I took a couple of photos this morning to share Axl. There’s a bit of glare from the window, but I think I managed to get enough of Axl shining through (and the reflection gives a bit of K Road streetscape).

It’s nineteen-ninety-something all over again

The dairy down the road had a TV on and there was something about New Zealand Fashion Week on it. Some runway action was being shown with a couple of ladies giving some commentary that sounded oddly like sports commentary.

I wasn’t really paying attention to it, but then suddenly one sentence jumped out at me:

“The black and white, which is representative of the whole Dunedin, grunge, university sort of thing.”

I didn’t see the garment or garments this described, but it strikes fear deep in my heart. I don’t want to go to Glassons in six months’ time and see a bunch of clothes inspired by starving Otago students. I don’t want big, ugly but designer polarfleece tunics or ill-fitting jeans. I don’t want my only scarf options in the winter of 2005 to be yellow and blue ones.

Fashion is tricky.

Today I also saw a definitive sign that Ugg boots are sooo over. Waddling in front of me as I walked down Queen Street was a young lady with a large arse, a shapeless sweatshirt, an equally shapeless denim skirt and a pair of dirty pink imitation Ugg boots. Not as in the colour “dirty pink”, but as in boots that were pink but got dirty. They looked awful. They looked they they should have been binned long ago.

But back to Fashion Week. It’s really is just a boring old trade show, but one where virtually everyone involved is really good looking, so it just seems that much more interesting. But in reality it’s looking at next season’s products, then boozing up at night, not unlike the Fieldays, only with slightly better looking cows.

Frequently Arksed Questions

I got some fish ‘n’ chips and almost squirted my tomato sauce on top of a small news item called “Ellis apologises for comment”. It said that Paul Ellis was sorry for the distress he caused you. OMG! WTF?!

Yeah, he finally apologised. Cool, huh?

What distress did he cause?

I got this rash. Wanna see pics?

No. What else?

This 14-year-old girl on Idol Blog got mad at me, which left me feeling deeply saddened.

What else?

Nothing else really. The whole “So Damn Controversial” debacle was a little stressful, but mostly surreal, but not without its moments of excitement, action and adventure.

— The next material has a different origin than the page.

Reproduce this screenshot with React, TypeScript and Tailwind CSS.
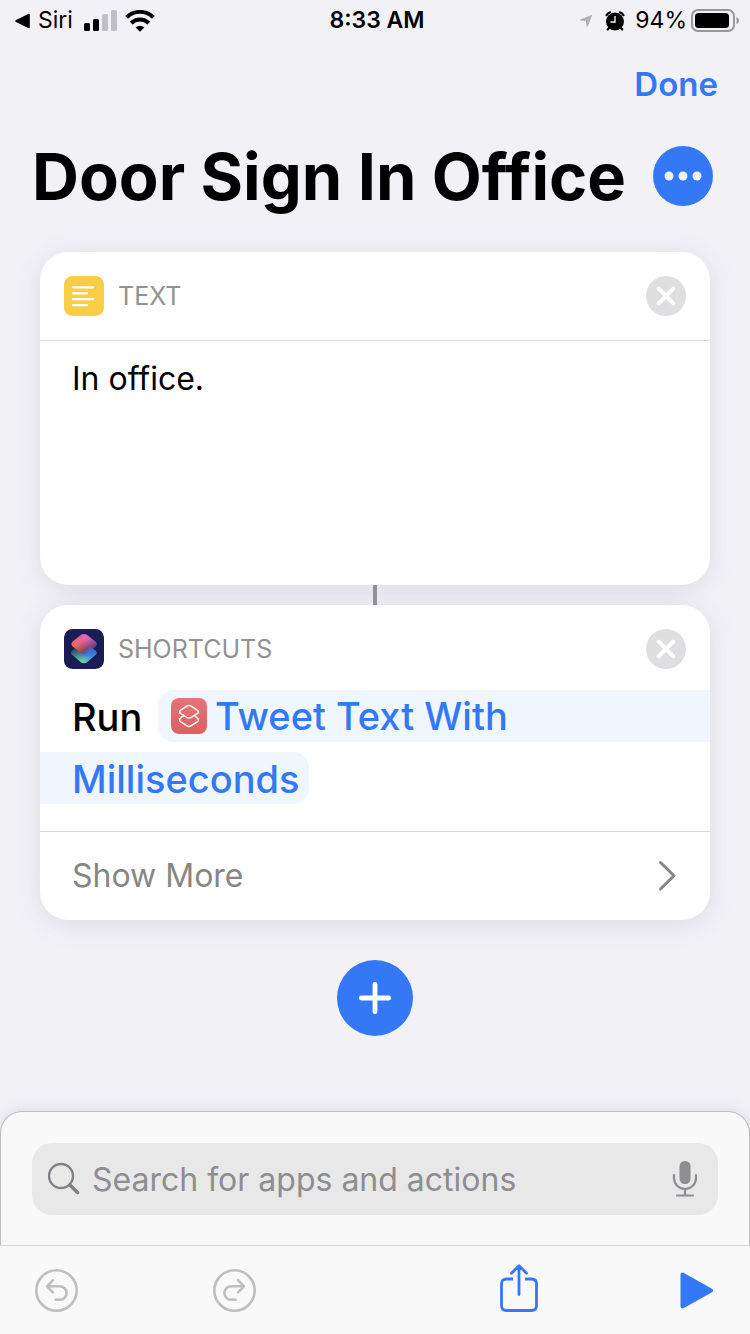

So, does this mean you’re famous now? Are you gonna be on a reality TV show?

Yeah, I’m going to be fronting a new show called “Rumours On The Internets“.

Oh chroo, ow?

Nah, but wouldn’t that be cool if it was?

Oh, you tricked me. You’re not getting any of my chips!

Ok, that’s enough. Back to work.

Whatever happened to LaShonda?

The Name Popularity page is horribly addictive. It gives you charts and rankings of the popularity of names over the last 100 years. Enter a name and it will tell you how popular Britney, Lawanda or Gladys were as names over the years.

It’s based on American statistics, so it is skewed to American culture, but English name trends seem to be fairly global. After a quick look, I discovered the following:

Emma started off in the 1900s with a reasonably popular position at #39, but decline started and by the ’70s Emma was languishing in 420th, but suddenly, unexpectedly, Emma became popular again and by the ’90s was back up in 71st place.

Mary dominated the stats, hogging the #1 spot from the 1900s to the 1950s. Possibly being edged out by all the Rainbows and Butterflys in the ’60s, Mary jumped down to #2, and continued falling in popularity until it ended up at #41 in the ’90s.

Ashley didn’t even register a blip on the name tracker in the early years, with there only being enough Ashleys to start earn a place on the charts until the 1960s. But once the Ashley juggernaut started, it didn’t stop, powering on until it became the #1 girls name in the 1990s.

Amber was moderately popular, hovering in the 900s for the first two decades, but suddenly dropped off the scale in the ’20s and ’30s. It slowly emerged in the 1950s, then shot back up, reaching 18th place in the ’90s.

Robin peaked in the 1950s, which just goes to prove my theory that I have a middle-aged woman’s name.